(REQUIRED TASK)
From the entries provided below, copy each line that contains the word "React".

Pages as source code
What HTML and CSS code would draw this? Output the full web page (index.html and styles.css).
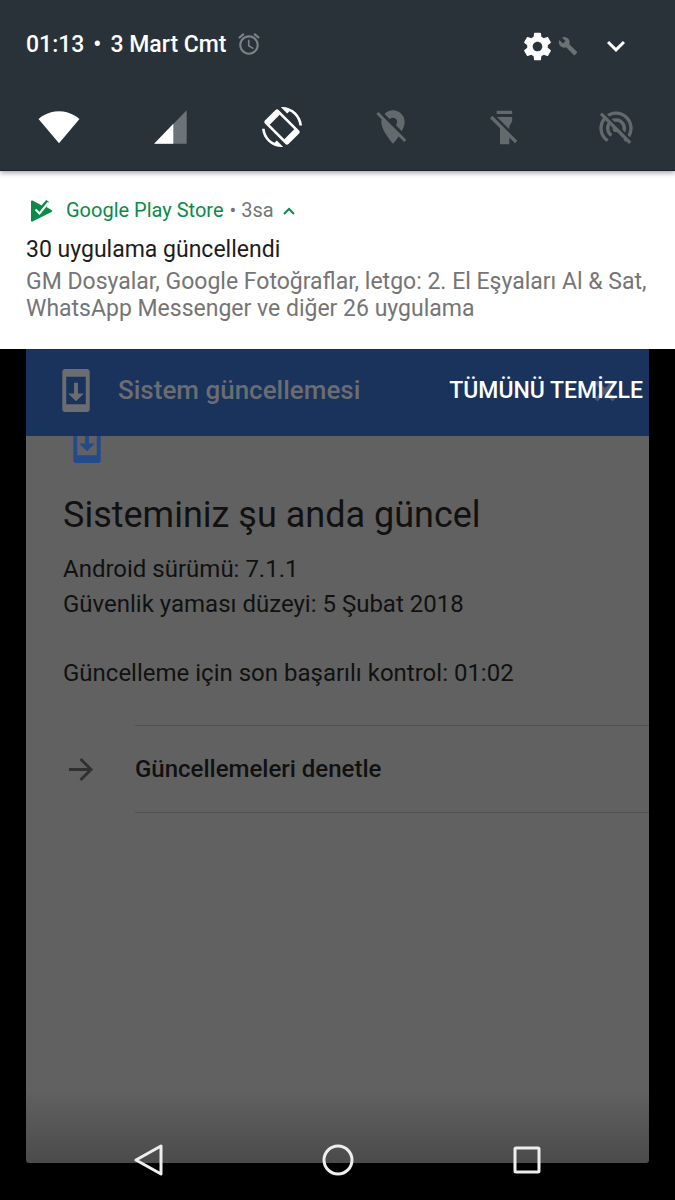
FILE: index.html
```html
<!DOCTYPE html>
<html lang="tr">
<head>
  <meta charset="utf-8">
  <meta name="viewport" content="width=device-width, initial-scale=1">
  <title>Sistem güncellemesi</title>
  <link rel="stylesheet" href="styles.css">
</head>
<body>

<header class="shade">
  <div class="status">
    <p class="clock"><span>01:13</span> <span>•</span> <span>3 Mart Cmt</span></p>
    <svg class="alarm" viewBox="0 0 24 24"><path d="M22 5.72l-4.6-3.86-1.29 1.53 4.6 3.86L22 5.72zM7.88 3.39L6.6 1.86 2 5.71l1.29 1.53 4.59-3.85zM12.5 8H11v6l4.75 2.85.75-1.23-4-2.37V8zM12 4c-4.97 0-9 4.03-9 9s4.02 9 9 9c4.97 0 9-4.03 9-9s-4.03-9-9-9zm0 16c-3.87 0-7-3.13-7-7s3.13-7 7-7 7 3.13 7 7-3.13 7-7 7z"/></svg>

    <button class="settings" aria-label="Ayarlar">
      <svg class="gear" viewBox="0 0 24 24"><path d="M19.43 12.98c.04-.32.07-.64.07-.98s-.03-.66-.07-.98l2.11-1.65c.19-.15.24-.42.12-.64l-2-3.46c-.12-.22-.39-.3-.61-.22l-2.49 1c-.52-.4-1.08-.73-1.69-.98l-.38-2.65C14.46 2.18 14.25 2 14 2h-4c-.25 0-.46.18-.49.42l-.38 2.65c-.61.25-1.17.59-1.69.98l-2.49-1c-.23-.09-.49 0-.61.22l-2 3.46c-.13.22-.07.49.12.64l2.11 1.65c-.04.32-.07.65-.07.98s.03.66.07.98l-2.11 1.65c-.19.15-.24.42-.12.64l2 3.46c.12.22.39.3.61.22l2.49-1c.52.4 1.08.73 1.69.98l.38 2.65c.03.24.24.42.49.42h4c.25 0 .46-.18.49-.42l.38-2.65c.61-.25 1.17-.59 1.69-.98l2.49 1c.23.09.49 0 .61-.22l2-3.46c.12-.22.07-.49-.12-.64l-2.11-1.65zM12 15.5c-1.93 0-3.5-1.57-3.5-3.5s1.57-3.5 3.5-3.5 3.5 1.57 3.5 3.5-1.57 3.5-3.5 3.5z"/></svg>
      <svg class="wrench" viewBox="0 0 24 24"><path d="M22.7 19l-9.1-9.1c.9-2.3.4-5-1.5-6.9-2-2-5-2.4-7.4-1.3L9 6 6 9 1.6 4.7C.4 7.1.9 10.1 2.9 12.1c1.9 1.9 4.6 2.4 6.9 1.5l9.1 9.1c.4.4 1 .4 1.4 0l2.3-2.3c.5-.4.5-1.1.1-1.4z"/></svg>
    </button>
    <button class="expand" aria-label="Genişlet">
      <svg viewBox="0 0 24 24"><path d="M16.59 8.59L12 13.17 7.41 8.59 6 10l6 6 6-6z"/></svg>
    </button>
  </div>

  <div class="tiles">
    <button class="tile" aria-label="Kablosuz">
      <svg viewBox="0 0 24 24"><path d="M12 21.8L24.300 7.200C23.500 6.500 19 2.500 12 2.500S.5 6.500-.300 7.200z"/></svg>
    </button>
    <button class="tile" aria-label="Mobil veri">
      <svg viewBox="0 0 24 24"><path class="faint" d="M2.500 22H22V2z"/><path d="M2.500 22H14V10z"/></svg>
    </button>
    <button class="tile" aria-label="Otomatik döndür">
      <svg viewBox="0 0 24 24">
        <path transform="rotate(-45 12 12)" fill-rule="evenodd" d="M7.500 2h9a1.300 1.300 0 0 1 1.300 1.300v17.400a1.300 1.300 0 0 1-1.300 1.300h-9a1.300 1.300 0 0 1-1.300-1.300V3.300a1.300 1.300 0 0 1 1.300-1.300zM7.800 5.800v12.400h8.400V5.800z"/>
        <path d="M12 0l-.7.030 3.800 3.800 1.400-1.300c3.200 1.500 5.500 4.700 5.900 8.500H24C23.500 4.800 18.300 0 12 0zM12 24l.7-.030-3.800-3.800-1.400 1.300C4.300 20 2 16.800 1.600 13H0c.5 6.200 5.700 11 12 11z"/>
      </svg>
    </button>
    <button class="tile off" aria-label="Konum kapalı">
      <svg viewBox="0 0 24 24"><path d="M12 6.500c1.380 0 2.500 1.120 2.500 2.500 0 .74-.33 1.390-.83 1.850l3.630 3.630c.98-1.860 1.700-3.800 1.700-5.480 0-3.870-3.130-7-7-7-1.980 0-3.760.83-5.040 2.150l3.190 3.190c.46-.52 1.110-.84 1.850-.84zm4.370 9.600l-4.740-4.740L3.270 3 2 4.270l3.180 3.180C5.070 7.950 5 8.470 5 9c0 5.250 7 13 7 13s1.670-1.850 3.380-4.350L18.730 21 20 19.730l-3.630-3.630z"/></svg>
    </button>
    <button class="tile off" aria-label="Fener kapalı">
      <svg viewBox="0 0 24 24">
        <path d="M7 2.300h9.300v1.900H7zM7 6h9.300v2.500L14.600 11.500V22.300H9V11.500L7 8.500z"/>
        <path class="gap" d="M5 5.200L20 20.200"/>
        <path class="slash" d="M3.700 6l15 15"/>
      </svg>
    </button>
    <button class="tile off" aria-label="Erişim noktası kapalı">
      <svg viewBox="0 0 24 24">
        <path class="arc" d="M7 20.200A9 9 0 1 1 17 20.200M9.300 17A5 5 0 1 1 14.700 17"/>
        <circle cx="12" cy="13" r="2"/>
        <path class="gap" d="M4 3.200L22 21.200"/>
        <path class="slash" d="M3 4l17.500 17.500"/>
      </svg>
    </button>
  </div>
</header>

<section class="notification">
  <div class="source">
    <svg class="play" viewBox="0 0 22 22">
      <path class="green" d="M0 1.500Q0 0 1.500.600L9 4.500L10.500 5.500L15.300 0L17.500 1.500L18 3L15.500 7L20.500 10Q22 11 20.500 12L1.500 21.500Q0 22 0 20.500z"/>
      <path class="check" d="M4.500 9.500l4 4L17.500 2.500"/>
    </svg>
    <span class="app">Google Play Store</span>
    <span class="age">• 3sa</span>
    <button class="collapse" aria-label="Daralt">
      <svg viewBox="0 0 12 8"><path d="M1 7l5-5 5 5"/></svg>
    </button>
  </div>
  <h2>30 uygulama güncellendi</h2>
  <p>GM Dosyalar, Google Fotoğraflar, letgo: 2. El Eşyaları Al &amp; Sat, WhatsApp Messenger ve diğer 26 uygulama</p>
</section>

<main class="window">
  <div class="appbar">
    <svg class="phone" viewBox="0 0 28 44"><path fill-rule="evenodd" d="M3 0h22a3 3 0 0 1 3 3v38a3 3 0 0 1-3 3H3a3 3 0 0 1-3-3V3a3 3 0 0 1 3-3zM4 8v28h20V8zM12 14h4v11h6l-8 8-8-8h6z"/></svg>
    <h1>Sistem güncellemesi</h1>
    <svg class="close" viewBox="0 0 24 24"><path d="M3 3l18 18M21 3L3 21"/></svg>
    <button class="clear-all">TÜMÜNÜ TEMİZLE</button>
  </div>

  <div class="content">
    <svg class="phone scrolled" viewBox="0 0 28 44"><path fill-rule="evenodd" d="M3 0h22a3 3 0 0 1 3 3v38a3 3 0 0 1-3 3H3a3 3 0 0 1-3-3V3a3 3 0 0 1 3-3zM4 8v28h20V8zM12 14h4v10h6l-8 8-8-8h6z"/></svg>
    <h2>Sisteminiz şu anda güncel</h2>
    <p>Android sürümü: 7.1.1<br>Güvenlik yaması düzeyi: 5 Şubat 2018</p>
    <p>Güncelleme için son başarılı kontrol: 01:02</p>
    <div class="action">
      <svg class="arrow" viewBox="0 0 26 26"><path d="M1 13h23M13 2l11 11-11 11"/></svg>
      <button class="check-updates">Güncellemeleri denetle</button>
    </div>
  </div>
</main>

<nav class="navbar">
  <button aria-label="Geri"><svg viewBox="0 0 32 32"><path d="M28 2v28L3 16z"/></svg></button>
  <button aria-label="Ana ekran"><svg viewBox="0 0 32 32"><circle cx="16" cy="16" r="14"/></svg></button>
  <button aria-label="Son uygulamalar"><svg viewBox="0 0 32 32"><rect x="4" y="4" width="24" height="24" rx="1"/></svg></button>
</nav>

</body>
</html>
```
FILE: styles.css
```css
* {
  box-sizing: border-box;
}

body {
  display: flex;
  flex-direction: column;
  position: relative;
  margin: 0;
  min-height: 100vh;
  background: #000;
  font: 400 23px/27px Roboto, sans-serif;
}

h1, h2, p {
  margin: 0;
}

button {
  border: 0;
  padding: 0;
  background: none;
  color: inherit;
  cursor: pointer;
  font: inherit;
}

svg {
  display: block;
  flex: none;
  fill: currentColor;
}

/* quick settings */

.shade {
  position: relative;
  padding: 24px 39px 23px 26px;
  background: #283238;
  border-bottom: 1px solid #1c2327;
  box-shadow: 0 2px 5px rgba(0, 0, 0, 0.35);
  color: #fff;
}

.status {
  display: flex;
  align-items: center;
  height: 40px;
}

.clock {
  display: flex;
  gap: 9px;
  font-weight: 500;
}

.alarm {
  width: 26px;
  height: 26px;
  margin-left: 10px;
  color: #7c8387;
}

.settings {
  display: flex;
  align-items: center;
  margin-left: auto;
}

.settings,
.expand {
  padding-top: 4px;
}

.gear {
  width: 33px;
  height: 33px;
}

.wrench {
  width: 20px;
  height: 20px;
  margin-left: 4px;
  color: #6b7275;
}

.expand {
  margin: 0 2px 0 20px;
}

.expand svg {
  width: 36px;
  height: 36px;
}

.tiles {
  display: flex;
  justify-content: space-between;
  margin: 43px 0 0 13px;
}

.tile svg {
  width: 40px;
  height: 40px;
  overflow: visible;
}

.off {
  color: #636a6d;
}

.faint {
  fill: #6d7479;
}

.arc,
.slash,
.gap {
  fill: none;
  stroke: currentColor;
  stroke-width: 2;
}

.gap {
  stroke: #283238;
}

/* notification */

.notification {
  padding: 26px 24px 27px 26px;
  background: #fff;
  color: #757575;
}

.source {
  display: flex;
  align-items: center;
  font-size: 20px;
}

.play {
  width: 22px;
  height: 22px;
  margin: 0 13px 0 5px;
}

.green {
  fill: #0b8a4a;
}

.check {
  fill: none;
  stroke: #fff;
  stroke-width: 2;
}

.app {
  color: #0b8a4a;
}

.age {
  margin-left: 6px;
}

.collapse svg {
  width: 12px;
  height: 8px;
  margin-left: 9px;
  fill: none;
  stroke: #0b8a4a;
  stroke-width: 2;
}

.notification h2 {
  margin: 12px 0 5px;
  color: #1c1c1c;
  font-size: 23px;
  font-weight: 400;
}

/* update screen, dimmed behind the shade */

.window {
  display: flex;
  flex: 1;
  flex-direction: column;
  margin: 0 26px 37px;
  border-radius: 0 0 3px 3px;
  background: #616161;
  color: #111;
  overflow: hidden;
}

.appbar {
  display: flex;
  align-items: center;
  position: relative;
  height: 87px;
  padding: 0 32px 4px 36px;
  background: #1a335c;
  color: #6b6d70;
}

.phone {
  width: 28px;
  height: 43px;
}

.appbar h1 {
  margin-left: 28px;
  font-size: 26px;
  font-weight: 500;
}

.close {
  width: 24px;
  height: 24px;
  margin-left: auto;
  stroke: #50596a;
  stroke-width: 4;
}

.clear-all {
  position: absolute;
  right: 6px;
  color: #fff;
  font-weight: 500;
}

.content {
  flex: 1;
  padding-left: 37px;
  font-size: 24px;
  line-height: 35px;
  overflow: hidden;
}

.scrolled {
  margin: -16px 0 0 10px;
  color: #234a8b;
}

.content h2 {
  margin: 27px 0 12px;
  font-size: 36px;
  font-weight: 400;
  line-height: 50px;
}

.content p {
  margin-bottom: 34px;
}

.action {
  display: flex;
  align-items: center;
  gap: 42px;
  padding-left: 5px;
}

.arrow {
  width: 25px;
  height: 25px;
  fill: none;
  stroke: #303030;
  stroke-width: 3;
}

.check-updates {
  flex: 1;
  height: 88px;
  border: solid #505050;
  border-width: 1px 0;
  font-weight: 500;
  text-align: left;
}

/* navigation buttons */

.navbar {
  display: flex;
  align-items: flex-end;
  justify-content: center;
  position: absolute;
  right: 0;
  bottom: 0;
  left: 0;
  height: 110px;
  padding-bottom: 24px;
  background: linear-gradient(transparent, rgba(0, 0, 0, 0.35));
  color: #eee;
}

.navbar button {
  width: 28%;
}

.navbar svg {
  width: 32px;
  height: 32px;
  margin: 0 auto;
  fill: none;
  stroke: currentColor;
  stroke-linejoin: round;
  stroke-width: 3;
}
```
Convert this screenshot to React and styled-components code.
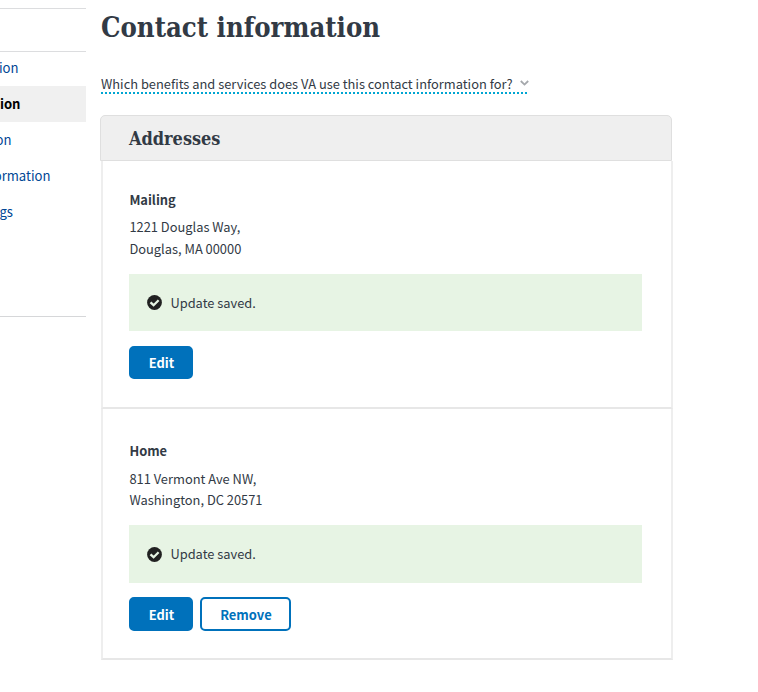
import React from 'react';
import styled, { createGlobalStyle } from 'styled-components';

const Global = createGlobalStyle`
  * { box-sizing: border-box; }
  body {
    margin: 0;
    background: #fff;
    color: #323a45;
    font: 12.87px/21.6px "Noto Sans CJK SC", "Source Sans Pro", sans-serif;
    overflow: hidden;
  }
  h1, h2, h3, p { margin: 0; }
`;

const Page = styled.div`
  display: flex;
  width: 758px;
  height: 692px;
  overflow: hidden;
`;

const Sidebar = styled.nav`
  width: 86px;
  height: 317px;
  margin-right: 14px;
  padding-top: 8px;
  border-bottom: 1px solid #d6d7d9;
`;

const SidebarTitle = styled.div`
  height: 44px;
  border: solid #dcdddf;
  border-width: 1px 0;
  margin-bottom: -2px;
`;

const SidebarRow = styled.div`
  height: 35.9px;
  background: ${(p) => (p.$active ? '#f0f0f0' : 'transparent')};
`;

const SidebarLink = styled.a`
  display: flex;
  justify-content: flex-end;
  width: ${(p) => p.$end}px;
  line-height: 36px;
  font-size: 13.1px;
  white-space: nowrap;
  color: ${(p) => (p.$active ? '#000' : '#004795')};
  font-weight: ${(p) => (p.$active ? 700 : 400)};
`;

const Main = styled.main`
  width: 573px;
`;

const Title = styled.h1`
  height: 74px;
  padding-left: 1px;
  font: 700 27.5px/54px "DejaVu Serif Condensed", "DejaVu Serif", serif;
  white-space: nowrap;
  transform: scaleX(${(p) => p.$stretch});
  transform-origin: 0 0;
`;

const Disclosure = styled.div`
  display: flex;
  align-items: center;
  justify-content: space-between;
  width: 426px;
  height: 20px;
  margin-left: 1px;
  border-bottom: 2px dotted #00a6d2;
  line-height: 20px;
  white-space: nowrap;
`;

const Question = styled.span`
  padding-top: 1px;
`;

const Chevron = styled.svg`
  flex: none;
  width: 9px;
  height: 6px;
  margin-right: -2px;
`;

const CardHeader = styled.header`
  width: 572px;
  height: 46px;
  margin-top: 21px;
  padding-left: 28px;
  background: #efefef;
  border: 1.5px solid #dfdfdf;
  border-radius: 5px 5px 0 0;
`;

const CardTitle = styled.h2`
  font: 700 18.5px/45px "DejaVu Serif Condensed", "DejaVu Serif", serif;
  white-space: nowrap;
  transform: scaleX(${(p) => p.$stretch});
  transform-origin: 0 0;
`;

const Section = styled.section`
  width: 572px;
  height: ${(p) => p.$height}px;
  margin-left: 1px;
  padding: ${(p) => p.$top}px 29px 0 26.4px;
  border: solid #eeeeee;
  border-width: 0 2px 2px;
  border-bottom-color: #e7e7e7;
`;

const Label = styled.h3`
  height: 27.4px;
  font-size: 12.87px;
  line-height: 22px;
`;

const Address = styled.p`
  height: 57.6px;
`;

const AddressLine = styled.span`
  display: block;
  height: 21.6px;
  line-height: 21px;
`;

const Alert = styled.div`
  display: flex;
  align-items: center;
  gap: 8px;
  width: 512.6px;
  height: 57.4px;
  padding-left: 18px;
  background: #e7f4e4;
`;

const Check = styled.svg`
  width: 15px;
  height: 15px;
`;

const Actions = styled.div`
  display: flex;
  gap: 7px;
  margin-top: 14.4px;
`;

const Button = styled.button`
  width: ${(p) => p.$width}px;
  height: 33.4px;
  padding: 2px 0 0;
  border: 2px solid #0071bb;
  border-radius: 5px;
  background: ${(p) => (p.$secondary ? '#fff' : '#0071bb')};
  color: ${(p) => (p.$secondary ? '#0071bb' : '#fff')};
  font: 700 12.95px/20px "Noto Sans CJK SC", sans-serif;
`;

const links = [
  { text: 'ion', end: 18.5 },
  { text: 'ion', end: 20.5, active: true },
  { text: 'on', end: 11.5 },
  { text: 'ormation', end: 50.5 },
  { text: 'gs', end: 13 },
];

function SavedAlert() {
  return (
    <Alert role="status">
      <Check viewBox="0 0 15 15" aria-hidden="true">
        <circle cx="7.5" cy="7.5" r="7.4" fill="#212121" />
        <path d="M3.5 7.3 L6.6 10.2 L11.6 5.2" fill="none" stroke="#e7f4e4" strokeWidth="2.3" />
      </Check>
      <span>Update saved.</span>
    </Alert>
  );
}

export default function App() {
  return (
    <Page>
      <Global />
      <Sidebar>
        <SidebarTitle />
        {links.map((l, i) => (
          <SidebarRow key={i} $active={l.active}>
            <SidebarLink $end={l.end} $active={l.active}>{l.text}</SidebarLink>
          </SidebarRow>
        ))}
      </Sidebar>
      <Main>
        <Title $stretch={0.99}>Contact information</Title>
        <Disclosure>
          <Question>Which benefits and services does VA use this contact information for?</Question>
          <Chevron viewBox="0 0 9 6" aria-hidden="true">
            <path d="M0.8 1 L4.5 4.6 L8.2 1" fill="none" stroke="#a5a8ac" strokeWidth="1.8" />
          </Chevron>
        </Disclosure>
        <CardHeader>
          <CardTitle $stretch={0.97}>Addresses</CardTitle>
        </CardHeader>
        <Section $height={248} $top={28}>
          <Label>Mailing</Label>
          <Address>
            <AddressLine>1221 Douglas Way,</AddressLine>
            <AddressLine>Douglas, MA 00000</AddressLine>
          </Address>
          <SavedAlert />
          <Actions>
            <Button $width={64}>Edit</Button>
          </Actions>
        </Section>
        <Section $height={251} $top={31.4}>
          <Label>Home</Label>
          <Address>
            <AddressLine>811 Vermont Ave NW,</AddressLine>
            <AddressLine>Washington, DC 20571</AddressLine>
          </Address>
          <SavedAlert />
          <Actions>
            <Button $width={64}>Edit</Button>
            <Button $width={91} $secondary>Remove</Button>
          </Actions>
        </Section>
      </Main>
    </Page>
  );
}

(SOLUTION FOR THIS EXERCISE)
Convert this screenshot to React and styled-components code.
import React from 'react';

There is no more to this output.